**SHORT TASK**
Write out the entire listing below exactly as it appears, minus any pictures.

**INFORMATION SHOWN**
** BEGIN **

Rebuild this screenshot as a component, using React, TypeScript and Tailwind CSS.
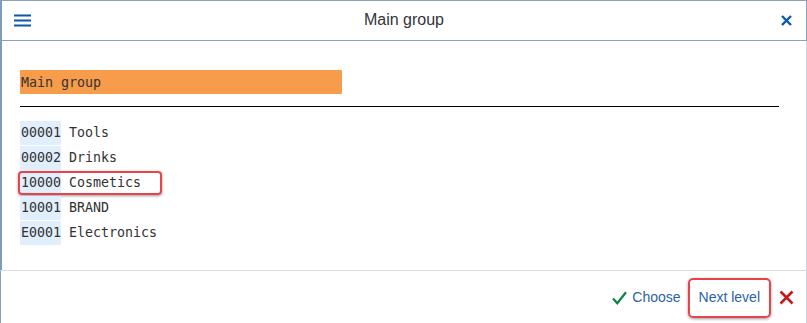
import React from "react";

const rows = [
  { code: "00001", name: "Tools" },
  { code: "00002", name: "Drinks" },
  { code: "10000", name: "Cosmetics", hl: true },
  { code: "10001", name: "BRAND" },
  { code: "E0001", name: "Electronics" },
];

export default function App() {
  return (
    <div className="w-[807px] h-[323px] bg-white overflow-hidden flex flex-col font-['Liberation_Sans',Arial,sans-serif]">
      <div className="h-[41px] shrink-0 grid grid-cols-[1fr_auto_1fr] items-center border-t border-b border-r border-[#8aa2bd] border-l-2 border-l-[#7b9bc0]">
        <div className="pl-[12px] flex items-center">
          <svg width="17" height="13" viewBox="0 0 17 13">
            <rect x="0" y="0.5" width="17" height="2" fill="#0a58a6" />
            <rect x="0" y="5.5" width="17" height="2" fill="#0a58a6" />
            <rect x="0" y="10.5" width="17" height="2" fill="#0a58a6" />
          </svg>
        </div>
        <div className="text-[16px] text-[#32363a] leading-none pb-[1px]">Main group</div>
        <div className="flex justify-end pr-[14px]">
          <svg width="11" height="11" viewBox="0 0 11 11">
            <path d="M1 1 L10 10 M10 1 L1 10" stroke="#0a58a6" strokeWidth="2.4" />
          </svg>
        </div>
      </div>

      <div className="h-[229px] shrink-0 border-l-2 border-r border-[#7b9bc0] border-r-[#c8d3de] pt-[29px] pl-[18px] font-['DejaVu_Sans_Mono',monospace] text-[13.3px] text-[#333333]">
        <div className="w-[322px] h-[24px] bg-[#f79c4a] flex items-center pl-[1px] pt-[2px] rounded-[1px]">Main group</div>
        <div className="w-[759px] h-[1px] bg-black mt-[12px]"></div>
        <div className="mt-[14px] flex flex-col">
          {rows.map((r) => (
            <div key={r.code} className="h-[25px] flex items-start relative">
              <div className="h-[24px] flex items-center">
                <span className="bg-[#e1eefb] h-[24px] pl-[1px] flex items-center">{r.code}</span>
                <span className="whitespace-pre"> {r.name}</span>
              </div>
              {r.hl && (
                <div className="absolute left-[-2px] top-[0px] w-[144px] h-[24px] border-2 border-[#e8434b] rounded-[4px] shadow-[0_1px_3px_rgba(0,0,0,0.4)]"></div>
              )}
            </div>
          ))}
        </div>
      </div>

      <div className="flex-1 border-t border-t-[#dcdcdc] border-l border-r border-[#8d9db3] border-r-[#c8d3de] flex items-center justify-end pr-[12px] pt-[1px]">
        <svg width="15" height="14" viewBox="0 0 15 14" className="mt-[1px]">
          <path d="M1 7.5 L5.3 12.2 L14 1.2" stroke="#138243" strokeWidth="2.3" fill="none" />
        </svg>
        <span className="ml-[5px] text-[14px] text-[#2a64a6]">Choose</span>
        <div className="ml-[7px] h-[40px] px-[9px] border-2 border-[#e8434b] rounded-[5px] shadow-[0_1px_3px_rgba(0,0,0,0.4)] flex items-center text-[14px] text-[#2a64a6]">
          Next level
        </div>
        <svg width="15" height="15" viewBox="0 0 15 15" className="ml-[8px]">
          <path d="M1.5 1.5 L13.5 13.5 M13.5 1.5 L1.5 13.5" stroke="#c21a1a" strokeWidth="2.6" />
        </svg>
      </div>
    </div>
  );
}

** END **

**CORRECT ANSWER**
Rebuild this screenshot as a component, using React, TypeScript and Tailwind CSS.
import React from "react";

const rows = [
  { code: "00001", name: "Tools" },
  { code: "00002", name: "Drinks" },
  { code: "10000", name: "Cosmetics", hl: true },
  { code: "10001", name: "BRAND" },
  { code: "E0001", name: "Electronics" },
];

export default function App() {
  return (
    <div className="w-[807px] h-[323px] bg-white overflow-hidden flex flex-col font-['Liberation_Sans',Arial,sans-serif]">
      <div className="h-[41px] shrink-0 grid grid-cols-[1fr_auto_1fr] items-center border-t border-b border-r border-[#8aa2bd] border-l-2 border-l-[#7b9bc0]">
        <div className="pl-[12px] flex items-center">
          <svg width="17" height="13" viewBox="0 0 17 13">
            <rect x="0" y="0.5" width="17" height="2" fill="#0a58a6" />
            <rect x="0" y="5.5" width="17" height="2" fill="#0a58a6" />
            <rect x="0" y="10.5" width="17" height="2" fill="#0a58a6" />
          </svg>
        </div>
        <div className="text-[16px] text-[#32363a] leading-none pb-[1px]">Main group</div>
        <div className="flex justify-end pr-[14px]">
          <svg width="11" height="11" viewBox="0 0 11 11">
            <path d="M1 1 L10 10 M10 1 L1 10" stroke="#0a58a6" strokeWidth="2.4" />
          </svg>
        </div>
      </div>

      <div className="h-[229px] shrink-0 border-l-2 border-r border-[#7b9bc0] border-r-[#c8d3de] pt-[29px] pl-[18px] font-['DejaVu_Sans_Mono',monospace] text-[13.3px] text-[#333333]">
        <div className="w-[322px] h-[24px] bg-[#f79c4a] flex items-center pl-[1px] pt-[2px] rounded-[1px]">Main group</div>
        <div className="w-[759px] h-[1px] bg-black mt-[12px]"></div>
        <div className="mt-[14px] flex flex-col">
          {rows.map((r) => (
            <div key={r.code} className="h-[25px] flex items-start relative">
              <div className="h-[24px] flex items-center">
                <span className="bg-[#e1eefb] h-[24px] pl-[1px] flex items-center">{r.code}</span>
                <span className="whitespace-pre"> {r.name}</span>
              </div>
              {r.hl && (
                <div className="absolute left-[-2px] top-[0px] w-[144px] h-[24px] border-2 border-[#e8434b] rounded-[4px] shadow-[0_1px_3px_rgba(0,0,0,0.4)]"></div>
              )}
            </div>
          ))}
        </div>
      </div>

      <div className="flex-1 border-t border-t-[#dcdcdc] border-l border-r border-[#8d9db3] border-r-[#c8d3de] flex items-center justify-end pr-[12px] pt-[1px]">
        <svg width="15" height="14" viewBox="0 0 15 14" className="mt-[1px]">
          <path d="M1 7.5 L5.3 12.2 L14 1.2" stroke="#138243" strokeWidth="2.3" fill="none" />
        </svg>
        <span className="ml-[5px] text-[14px] text-[#2a64a6]">Choose</span>
        <div className="ml-[7px] h-[40px] px-[9px] border-2 border-[#e8434b] rounded-[5px] shadow-[0_1px_3px_rgba(0,0,0,0.4)] flex items-center text-[14px] text-[#2a64a6]">
          Next level
        </div>
        <svg width="15" height="15" viewBox="0 0 15 15" className="ml-[8px]">
          <path d="M1.5 1.5 L13.5 13.5 M13.5 1.5 L1.5 13.5" stroke="#c21a1a" strokeWidth="2.6" />
        </svg>
      </div>
    </div>
  );
}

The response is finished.